Heute war ich in einem Antiquariat nahe der Tokyo-Universität. Ich gehe dort regelmäßig hin, wenn ich etwas an der Todai zu tun habe; also vielleicht zweimal im Jahr. Aber das schon seit Jahren. Irgendeine interessante Kleinigkeit finde ich dort jedesmal. Morgens, bevor ich loszog, glaubte ich dem Wetterbericht, der keinen Regen voraussagte, und ließ den Regenschirm zuhause. Als ich im Antiquariat stöberte, brach heftiger Regen los. Die Besitzerin merkte dies, öffnete die Tür und sah hinaus und sagte zu mir: „Das ist ja verrücktes Wetter.“ „Ja“, bestätigte ich, „wirklich merkwürdig.“ Sie fuhr fort: „Genauso verrückt wie die Wirtschaft und die Politik.“ — Sie schenkte mir dann noch einen Regenschirm und erzählte von ihrer Tochter, die in den USA studierte, aber das wirklich Merkwürdige war: Ich bin zuvor noch NIE von einem Japaner auf die japanische Politik angesprochen worden! Noch dazu von jemand, den ich nur vom Sehen kenne.

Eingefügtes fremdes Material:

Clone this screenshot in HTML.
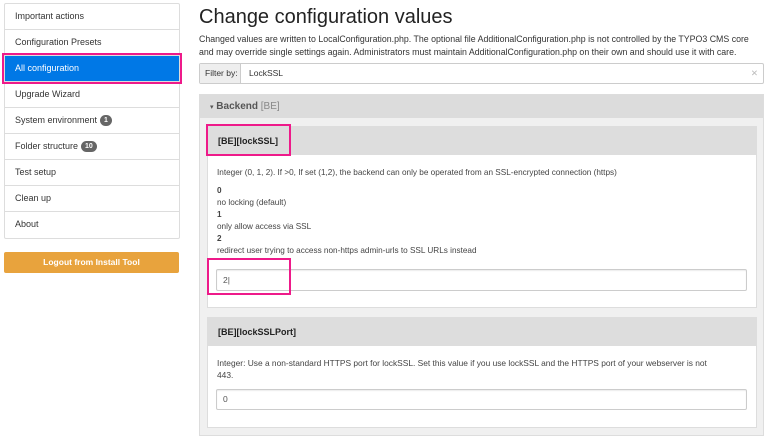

Gestern war ich an der Waseda-Universität und besuchte den Unterricht eines Kollegen. Als die Stunde vorbei war, unterhielten wir uns noch im Stehen. Plötzlich merkte er auf, schaute sich um und sagte zu mir: „War das gerade ein Erdbeben?“ Ich hatte nichts bemerkt und nehme an, daß er sich getäuscht hatte. Aber auch das ist mir noch NIE vorher passiert: daß mich ein Japaner auf ein Erdbeben anspricht!
Dies sind kleine Indizien dafür, daß sich unter dem Eindruck der Ereignisse etwas im Kommunikationsverhalten der Japaner geändert haben könnte. Ob das verallgemeinerbar ist, ob es sich beschränkt auf (hoffentlich) vertrauenswürdig wirkende Ausländer (was ich nicht glaube) — ich weiß es (noch) nicht. Aber etwas ist anders. Und das ist gar nicht so schlecht. Es wäre den Japanern zu wünschen, daß sie endlich die Worte finden, um miteinander und mit anderen über die Dinge zu sprechen, die sie bewegen und bekümmern.